Phase 4 – The Cloud Shift and the Quiet Reordering of Security

Phase 4 didn’t begin with dramatic announcements or loud disruptions. It started quietly. A few test environments, some pilot projects, a small workload moved into AWS, another one into Azure, a sandbox in Google Cloud. Yet with every workload that disappeared from the datacenter and reappeared in the cloud, it became clearer that this shift was more than a technical relocation. It was a fundamental change in how security works. In Phase 3 the industry had adapted to Zero Trust, mobile workforces and external identities. But Phase 4 changed the entire foundation. The cloud wasn’t a new location for servers. It was a system with its own laws, its own dangers, its own rhythm. The rules that defined security in traditional environments no longer applied. Something Neues musste entstehen.

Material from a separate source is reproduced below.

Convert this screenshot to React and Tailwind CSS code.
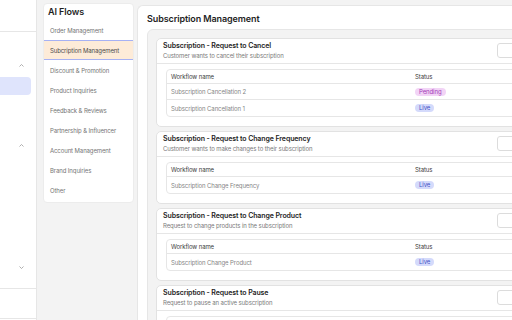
import { useState } from "react";

const flows = [
  "Order Management",
  "Subcription Management",
  "Discount & Promotion",
  "Product Inquiries",
  "Feedback & Reviews",
  "Partnership & Influencer",
  "Account Management",
  "Brand Inquiries",
  "Other",
];

const intents = [
  {
    title: "Subscription - Request to Cancel",
    desc: "Customer wants to cancel their subscription",
    rows: [
      { name: "Subscription Cancellation 2", status: "Pending" },
      { name: "Subscription Cancellation 1", status: "Live" },
    ],
  },
  {
    title: "Subscription - Request to Change Frequency",
    desc: "Customer wants to make changes to their subscription",
    rows: [{ name: "Subscription Change Frequency", status: "Live" }],
  },
  {
    title: "Subscription - Request to Change Product",
    desc: "Request to change products in the subscription",
    rows: [{ name: "Subscription Change Product", status: "Live" }],
  },
  {
    title: "Subscription - Request to Pause",
    desc: "Request to pause an active subscription",
    rows: [{ name: "Subscription Pause", status: "Live" }],
  },
];

function Chevron({ down }) {
  return (
    <svg width="5" height="3" viewBox="0 0 5 3" className="text-[#9a9a9a]">
      <polyline
        points={down ? "0.5,0.5 2.5,2.5 4.5,0.5" : "0.5,2.5 2.5,0.5 4.5,2.5"}
        fill="none"
        stroke="currentColor"
        strokeWidth="0.8"
      />
    </svg>
  );
}

function StatusBadge({ status }) {
  if (status === "Pending") {
    return (
      <span className="inline-flex items-center h-[8px] px-[4px] rounded-full bg-[#f2d4f6] text-[#a23db6] text-[6px] leading-none">
        Pending
      </span>
    );
  }
  return (
    <span className="inline-flex items-center h-[8px] px-[4px] rounded-full bg-[#d4dafb] text-[#4552c6] text-[6px] leading-none">
      Live
    </span>
  );
}

function IntentCard({ intent }) {
  return (
    <div className="bg-white border border-[#e2e2e2] rounded-[5px]">
      {/* card header */}
      <div className="flex items-center justify-between px-[6px] pt-[2px] pb-[3px] border-b border-[#e6e6e6]">
        <div>
          <div className="text-[7px] leading-[10px] font-semibold tracking-[-0.1px] text-[#1e1e1e]">
            {intent.title}
          </div>
          <div className="text-[6px] leading-[9px] tracking-[-0.1px] text-[#7a7a7a]">
            {intent.desc}
          </div>
        </div>
        <div className="w-[34px] h-[15px] rounded-[3px] border border-[#dcdcdc] bg-white" />
      </div>
      {/* workflows table */}
      <div className="px-[9px] pt-[5px] pb-[9px]">
        <div className="border border-[#e6e6e6] rounded-[4px] divide-y divide-[#e6e6e6] text-[6px] tracking-[-0.1px]">
          <div className="flex items-center h-[14px] text-[#3a3a3a]">
            <div className="w-[248px] pl-[4px]">Workflow name</div>
            <div>Status</div>
          </div>
          {intent.rows.map((row) => (
            <div
              key={row.name}
              className="flex items-center h-[16px] text-[#858585]"
            >
              <div className="w-[248px] pl-[4px]">{row.name}</div>
              <StatusBadge status={row.status} />
            </div>
          ))}
        </div>
      </div>
    </div>
  );
}

export default function App() {
  const [active, setActive] = useState(1);

  return (
    <div className="w-[512px] h-[320px] overflow-hidden flex bg-[#f3f3f3] font-['Inter',sans-serif]">
      {/* collapsed nav */}
      <aside className="w-[37px] shrink-0 bg-white border-r border-[#e6e6e6] flex flex-col">
        <div className="h-[32px] shrink-0 border-b border-[#e6e6e6]" />
        <div className="mt-[25px] h-[16px] flex items-center justify-end pr-[12px]">
          <Chevron />
        </div>
        <div className="mt-[4px] h-[18px] w-[31px] rounded-r-[4px] bg-[#dfe4fc]" />
        <div className="mt-[42px] h-[16px] flex items-center justify-end pr-[12px]">
          <Chevron />
        </div>
        <div className="mt-[106px] h-[16px] flex items-center justify-end pr-[12px]">
          <Chevron down />
        </div>
        <div className="mt-[13px] h-[31px] shrink-0 border-y border-[#e6e6e6]" />
      </aside>

      {/* AI flows list */}
      <div className="w-[100px] shrink-0 pl-[6px] pt-[3px]">
        <div className="w-[91px] bg-white rounded-[4px] border border-[#ececec] pb-[2px]">
          <div className="h-[16px] flex items-center pl-[4px] text-[9px] font-semibold tracking-[-0.1px] text-[#1e1e1e]">
            AI Flows
          </div>
          {flows.map((flow, i) => (
            <div
              key={flow}
              onClick={() => setActive(i)}
              className={
                i === active
                  ? "h-[20px] flex items-center pl-[6px] text-[6px] tracking-[-0.1px] text-[#4a4a4a] bg-[#fdebd8] border-y border-[#a6b1f4] cursor-pointer"
                  : "h-[20px] flex items-center pl-[6px] text-[6px] tracking-[-0.1px] text-[#757575] cursor-pointer"
              }
            >
              {flow}
            </div>
          ))}
        </div>
      </div>

      {/* main */}
      <main className="flex-1 min-w-0 mt-[5px] bg-white rounded-tl-[6px] border-l border-t border-[#e6e6e6] overflow-hidden pl-[9px] pt-[6px]">
        <h1 className="text-[9px] leading-[13px] font-semibold tracking-[-0.1px] text-[#1e1e1e]">
          Subscription Management
        </h1>
        <div className="mt-[4px] w-[400px] bg-[#f3f3f3] border border-[#e6e6e6] rounded-[6px] p-[8px] flex flex-col gap-[4px]">
          {intents.map((intent) => (
            <IntentCard key={intent.title} intent={intent} />
          ))}
        </div>
      </main>
    </div>
  );
}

At the center of this transition stood the Shared Responsibility Model. On presentation slides it often looked harmless, like a logical split of duties. But in practice it represented a new kind of contract between companies and their infrastructure. Cloud providers protected the foundation, but everything above that line belonged entirely to the customer. It felt like moving into a perfectly built house where all structural protection is guaranteed, yet every door, window and alarm system must be configured by yourself. A single misconfigured role, an overly permissive access policy, an exposed bucket or a forgotten key could create a vulnerability with massive reach. Security became less about hardware and more about decision making. Risks emerged not from failing appliances but from small human oversights buried deep inside daily operations.This led to a second principle that defined Phase 4. Identity became the new security boundary. Location no longer mattered. It made no difference whether a user sat in an office, in a café, at home or on another continent. What mattered was the identity, the entitlements attached to it and the systems it could reach. An API key suddenly carried the weight of a skeleton key. Anyone who lost control of it didn’t just expose an endpoint but potentially an entire cloud environment. Companies learned to treat identity with a seriousness previously reserved for firewalls. Every role, every policy, every token had to be precise. Identity became architecture.

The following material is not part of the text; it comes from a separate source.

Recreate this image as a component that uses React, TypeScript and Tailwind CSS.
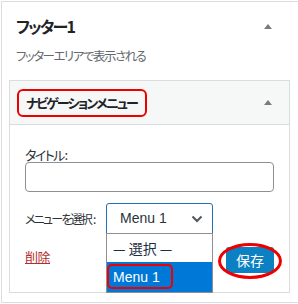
import React from "react";

const jp = "font-['Noto_Sans_CJK_JP',sans-serif] [font-feature-settings:'palt']";

function Tri() {
  return (
    <svg width="8" height="5" viewBox="0 0 8 5">
      <polygon points="4,0 8,5 0,5" fill="#787c82" />
    </svg>
  );
}

export default function App() {
  return (
    <div className={`w-[298px] h-[304px] bg-white overflow-hidden pt-[1px] pl-[1px] ${jp}`}>
      <div className="relative w-[297px] h-[302px] border-t border-l border-b border-[#dcdcde] bg-white pl-[7px] pr-[8px]">
        <div className="flex items-center justify-between h-[48px] pl-[7px] pr-[18px]">
          <div className="text-[16px] font-bold text-[#1d2327] leading-none tracking-[-1.8px]">フッター1</div>
          <Tri />
        </div>
        <div className="pl-[7px] text-[12.5px] text-[#646970] leading-none h-[30px] tracking-[-1.5px] whitespace-nowrap">フッターエリアで表示される</div>
        <div className="relative border border-[#dcdcde] h-[213px]">
          <div className="relative flex items-center justify-between h-[44px] bg-[#f6f7f7] border-b border-[#dcdcde] pl-[16px] pr-[17px]">
            <div className="text-[13px] font-semibold text-[#1d2327] leading-none tracking-[-1.8px] whitespace-nowrap">ナビゲーションメニュー</div>
            <Tri />
            <div className="absolute left-[7px] top-[8px] w-[130px] h-[28px] border-2 border-[#ee0000] rounded-[6px]" />
          </div>
          <div className="pl-[15px] pr-[15px] pt-[23px]">
            <div className="text-[13px] text-[#2c3338] leading-none h-[14px] tracking-[-1.6px]">タイトル<span className="ml-[1px]">:</span></div>
            <div className="w-[249px] h-[30px] border border-[#8c8f94] rounded-[4px] bg-white" />
            <div className="mt-[11px] flex items-center">
              <div className="relative z-10 text-[12px] text-[#2c3338] leading-none w-[81px] whitespace-nowrap tracking-[-1.8px]">メニューを選択<span className="ml-[2px] tracking-normal">:</span></div>
              <div className="relative">
                <div className="w-[107px] h-[31px] border border-[#2271b1] rounded-t-[3px] flex items-center justify-between pl-[13px] pr-[9px] bg-white">
                  <span className="font-['Liberation_Sans',sans-serif] text-[14px] text-[#2c3338]">Menu 1</span>
                  <svg width="12" height="8" viewBox="0 0 12 8">
                    <path d="M1.5 1.5 L6 6 L10.5 1.5" fill="none" stroke="#50575e" strokeWidth="2" />
                  </svg>
                </div>
                <div className="absolute left-0 top-[30px] w-[107px] border border-[#8c8f94] bg-white z-10">
                  <div className="h-[28px] flex items-center pl-[6px] text-[14px] text-[#1d2f44] whitespace-nowrap">— 選択 —</div>
                  <div className="relative h-[30px] flex items-center pl-[6px] bg-[#0078d7] text-white font-['Liberation_Sans',sans-serif] text-[14px]">
                    Menu 1
                    <div className="absolute left-0 top-[2px] w-[66px] h-[25px] border-2 border-[#ee0000] rounded-[5px]" />
                  </div>
                </div>
              </div>
            </div>
            <div className="mt-[13px] flex items-start justify-between">
              <a className="mt-[3px] text-[13px] text-[#b32d2e] underline leading-none tracking-[-0.5px]">削除</a>
              <div className="relative">
                <button className="w-[48px] h-[26px] bg-[#0b80c3] text-white text-[14px] leading-none rounded-[3px]">保存</button>
                <div className="absolute left-[-8px] top-[-4px] w-[64px] h-[36px] border-[3px] border-[#ee0000] rounded-[50%]" />
              </div>
            </div>
          </div>
        </div>
      </div>
    </div>
  );
}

Meanwhile containers introduced a new form of dynamism. They were fast, lightweight and perfect for modern development, but their flexibility created a new set of security challenges. Images came from public sources. They contained dependencies no one fully understood. Containers started and vanished within seconds, scaled up and down, moved between nodes and clusters. Security had to learn to think in motion rather than in snapshots. It was no longer possible to secure a static environment. Protection had to run continuously and automatically because the systems it guarded were constantly in flux. Containers demanded a type of security that matched their speed, their volatility and their scale. From this environment DevSecOps emerged, not as a trend but as a necessity. Developers moved fast. Infrastructure deployed itself. Releases rolled out in minutes. If security stepped in too late, the mistake was already live. DevSecOps meant embedding protection directly into the development lifecycle. It meant allowing code commits to trigger scans, letting policies run in the background and ensuring configurations were validated before they ever reached production. Security shifted from gatekeeper to silent companion, moving along the pipeline instead of blocking it at the end. This approach matched the cloud perfectly and forced security, development and operations to work closer together than ever before.

Phase 4 was not a loud revolution. It was a gradual reordering of priorities. It made clear that the cloud was not simply a modern hosting platform but a system that required a different mindset. AWS, Azure and Google shaped not only the technology but the way teams thought about risk. Identity became the protective wall. Misconfigurations became the new attack surface. Automation became the only reliable way to keep pace. The cloud required security to be proactive, not reactive. It demanded less reliance on appliances and more reliance on processes, identities and intelligent defaults. This phase laid the groundwork for what comes next. Systems that respond to threats before anyone notices them. Platforms that take security decisions autonomously. Intelligence that detects patterns humans would miss. But Phase 4 remains the moment when security truly became cloud native. Not a copy of old methods, but a new model with new priorities. A phase that began quietly but reshaped the direction of the entire industry.